#### WHAT TO PRODUCE:
All of the lines below are to be transcribed faithfully, with pictures excluded from the copy.
+++++
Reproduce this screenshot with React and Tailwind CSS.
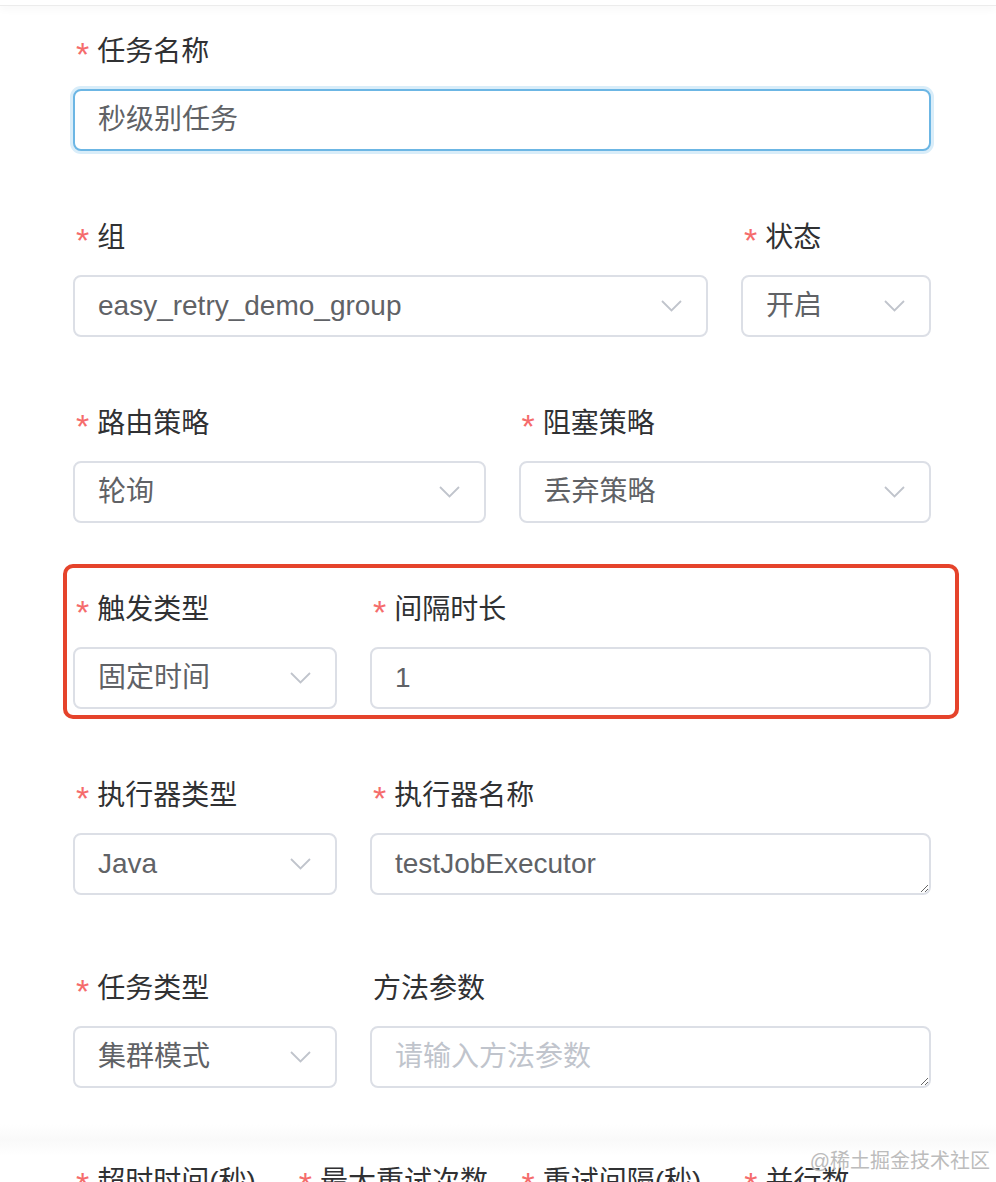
import React from "react";

const FONT = { fontFamily: '"Liberation Sans", "Noto Sans CJK SC", sans-serif' };

function Label({ text, required = true }) {
  return (
    <div className="h-[40px] flex items-center pl-[3px] text-[28px] text-[#303133] leading-none whitespace-nowrap">
      {required && (
        <span className="text-[#f56c6c] text-[34px] mr-[8px] relative top-[2px]">*</span>
      )}
      <span>{text}</span>
    </div>
  );
}

function Chevron() {
  return (
    <svg width="21" height="12" viewBox="0 0 21 12" fill="none">
      <polyline points="1,1 10.5,10.5 20,1" stroke="#c0c4cc" strokeWidth="1.8" />
    </svg>
  );
}

function Select({ value }) {
  return (
    <div className="h-[62px] border-2 border-[#dcdfe6] rounded-[8px] flex items-center justify-between pl-[23px] pr-[24px] text-[28px] text-[#606266] bg-white">
      <span className="whitespace-nowrap">{value}</span>
      <Chevron />
    </div>
  );
}

function Input({ value, focused = false }) {
  return (
    <div
      className={`h-[62px] rounded-[8px] flex items-center pl-[23px] text-[28px] text-[#606266] bg-white ${
        focused
          ? "border-2 border-[#6cb6e4] shadow-[0_0_0_3px_#d9edf9]"
          : "border-2 border-[#dcdfe6]"
      }`}
    >
      {value}
    </div>
  );
}

function TextArea({ value, placeholder }) {
  return (
    <textarea
      readOnly
      rows={1}
      value={value}
      placeholder={placeholder}
      style={FONT}
      className="block w-full h-[62px] border-2 border-[#dcdfe6] rounded-[8px] px-[23px] pt-[9px] text-[28px] leading-[40px] text-[#606266] placeholder-[#c0c4cc] outline-none resize-y bg-white"
    />
  );
}

function Item({ label, required, children, className = "" }) {
  return (
    <div className={`flex flex-col ${className}`}>
      <Label text={label} required={required} />
      <div className="mt-[17px]">{children}</div>
    </div>
  );
}

export default function App() {
  return (
    <div className="relative h-[1182px] bg-white overflow-hidden" style={FONT}>
      {/* top header shadow */}
      <div className="h-[6px] border-b border-[#ececec] shadow-[0_3px_8px_rgba(0,0,0,0.04)]" />

      <div className="pt-[26px] pl-[73px] w-[931px] flex flex-col gap-[67px]">
        <Item label="任务名称">
          <Input value="秒级别任务" focused />
        </Item>

        <div className="flex gap-[33px]">
          <Item label="组" className="flex-1">
            <Select value="easy_retry_demo_group" />
          </Item>
          <Item label="状态" className="w-[190px]">
            <Select value="开启" />
          </Item>
        </div>

        <div className="flex gap-[33px]">
          <Item label="路由策略" className="flex-1">
            <Select value="轮询" />
          </Item>
          <Item label="阻塞策略" className="flex-1">
            <Select value="丢弃策略" />
          </Item>
        </div>

        <div className="flex gap-[33px]">
          <Item label="触发类型" className="w-[264px]">
            <Select value="固定时间" />
          </Item>
          <Item label="间隔时长" className="flex-1">
            <Input value="1" />
          </Item>
        </div>

        <div className="flex gap-[33px] pb-[7px]">
          <Item label="执行器类型" className="w-[264px]">
            <Select value="Java" />
          </Item>
          <Item label="执行器名称" className="flex-1">
            <TextArea value="testJobExecutor" />
          </Item>
        </div>

        <div className="flex gap-[33px] pb-[7px]">
          <Item label="任务类型" className="w-[264px]">
            <Select value="集群模式" />
          </Item>
          <Item label="方法参数" required={false} className="flex-1">
            <TextArea value="" placeholder="请输入方法参数" />
          </Item>
        </div>

        <div className="grid grid-cols-4 gap-[33px]">
          <Item label="超时时间(秒)">
            <Select value="60" />
          </Item>
          <Item label="最大重试次数">
            <Select value="3" />
          </Item>
          <Item label="重试间隔(秒)">
            <Select value="1" />
          </Item>
          <Item label="并行数">
            <Select value="1" />
          </Item>
        </div>
      </div>

      {/* annotation box */}
      <div className="absolute left-[63px] top-[564px] w-[896px] h-[155px] border-4 border-[#e5432b] rounded-[10px] pointer-events-none" />

      {/* bottom fade */}
      <div className="absolute left-0 right-0 top-[1124px] h-[32px] bg-gradient-to-b from-white/0 via-[#f7f7f7]/70 to-white/0 pointer-events-none" />

      {/* watermark */}
      <div className="absolute right-[6px] top-[1151px] text-[20px] text-[#bcbcbc] leading-none whitespace-nowrap [text-shadow:0_0_2px_#fff]">
        @稀土掘金技术社区
      </div>
    </div>
  );
}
+++++
#### TASK RESULT:
Reproduce this screenshot with React and Tailwind CSS.
import React from "react";

const FONT = { fontFamily: '"Liberation Sans", "Noto Sans CJK SC", sans-serif' };

function Label({ text, required = true }) {
  return (
    <div className="h-[40px] flex items-center pl-[3px] text-[28px] text-[#303133] leading-none whitespace-nowrap">
      {required && (
        <span className="text-[#f56c6c] text-[34px] mr-[8px] relative top-[2px]">*</span>
      )}
      <span>{text}</span>
    </div>
  );
}

function Chevron() {
  return (
    <svg width="21" height="12" viewBox="0 0 21 12" fill="none">
      <polyline points="1,1 10.5,10.5 20,1" stroke="#c0c4cc" strokeWidth="1.8" />
    </svg>
  );
}

function Select({ value }) {
  return (
    <div className="h-[62px] border-2 border-[#dcdfe6] rounded-[8px] flex items-center justify-between pl-[23px] pr-[24px] text-[28px] text-[#606266] bg-white">
      <span className="whitespace-nowrap">{value}</span>
      <Chevron />
    </div>
  );
}

function Input({ value, focused = false }) {
  return (
    <div
      className={`h-[62px] rounded-[8px] flex items-center pl-[23px] text-[28px] text-[#606266] bg-white ${
        focused
          ? "border-2 border-[#6cb6e4] shadow-[0_0_0_3px_#d9edf9]"
          : "border-2 border-[#dcdfe6]"
      }`}
    >
      {value}
    </div>
  );
}

function TextArea({ value, placeholder }) {
  return (
    <textarea
      readOnly
      rows={1}
      value={value}
      placeholder={placeholder}
      style={FONT}
      className="block w-full h-[62px] border-2 border-[#dcdfe6] rounded-[8px] px-[23px] pt-[9px] text-[28px] leading-[40px] text-[#606266] placeholder-[#c0c4cc] outline-none resize-y bg-white"
    />
  );
}

function Item({ label, required, children, className = "" }) {
  return (
    <div className={`flex flex-col ${className}`}>
      <Label text={label} required={required} />
      <div className="mt-[17px]">{children}</div>
    </div>
  );
}

export default function App() {
  return (
    <div className="relative h-[1182px] bg-white overflow-hidden" style={FONT}>
      {/* top header shadow */}
      <div className="h-[6px] border-b border-[#ececec] shadow-[0_3px_8px_rgba(0,0,0,0.04)]" />

      <div className="pt-[26px] pl-[73px] w-[931px] flex flex-col gap-[67px]">
        <Item label="任务名称">
          <Input value="秒级别任务" focused />
        </Item>

        <div className="flex gap-[33px]">
          <Item label="组" className="flex-1">
            <Select value="easy_retry_demo_group" />
          </Item>
          <Item label="状态" className="w-[190px]">
            <Select value="开启" />
          </Item>
        </div>

        <div className="flex gap-[33px]">
          <Item label="路由策略" className="flex-1">
            <Select value="轮询" />
          </Item>
          <Item label="阻塞策略" className="flex-1">
            <Select value="丢弃策略" />
          </Item>
        </div>

        <div className="flex gap-[33px]">
          <Item label="触发类型" className="w-[264px]">
            <Select value="固定时间" />
          </Item>
          <Item label="间隔时长" className="flex-1">
            <Input value="1" />
          </Item>
        </div>

        <div className="flex gap-[33px] pb-[7px]">
          <Item label="执行器类型" className="w-[264px]">
            <Select value="Java" />
          </Item>
          <Item label="执行器名称" className="flex-1">
            <TextArea value="testJobExecutor" />
          </Item>
        </div>

        <div className="flex gap-[33px] pb-[7px]">
          <Item label="任务类型" className="w-[264px]">
            <Select value="集群模式" />
          </Item>
          <Item label="方法参数" required={false} className="flex-1">
            <TextArea value="" placeholder="请输入方法参数" />
          </Item>
        </div>

        <div className="grid grid-cols-4 gap-[33px]">
          <Item label="超时时间(秒)">
            <Select value="60" />
          </Item>
          <Item label="最大重试次数">
            <Select value="3" />
          </Item>
          <Item label="重试间隔(秒)">
            <Select value="1" />
          </Item>
          <Item label="并行数">
            <Select value="1" />
          </Item>
        </div>
      </div>

      {/* annotation box */}
      <div className="absolute left-[63px] top-[564px] w-[896px] h-[155px] border-4 border-[#e5432b] rounded-[10px] pointer-events-none" />

      {/* bottom fade */}
      <div className="absolute left-0 right-0 top-[1124px] h-[32px] bg-gradient-to-b from-white/0 via-[#f7f7f7]/70 to-white/0 pointer-events-none" />

      {/* watermark */}
      <div className="absolute right-[6px] top-[1151px] text-[20px] text-[#bcbcbc] leading-none whitespace-nowrap [text-shadow:0_0_2px_#fff]">
        @稀土掘金技术社区
      </div>
    </div>
  );
}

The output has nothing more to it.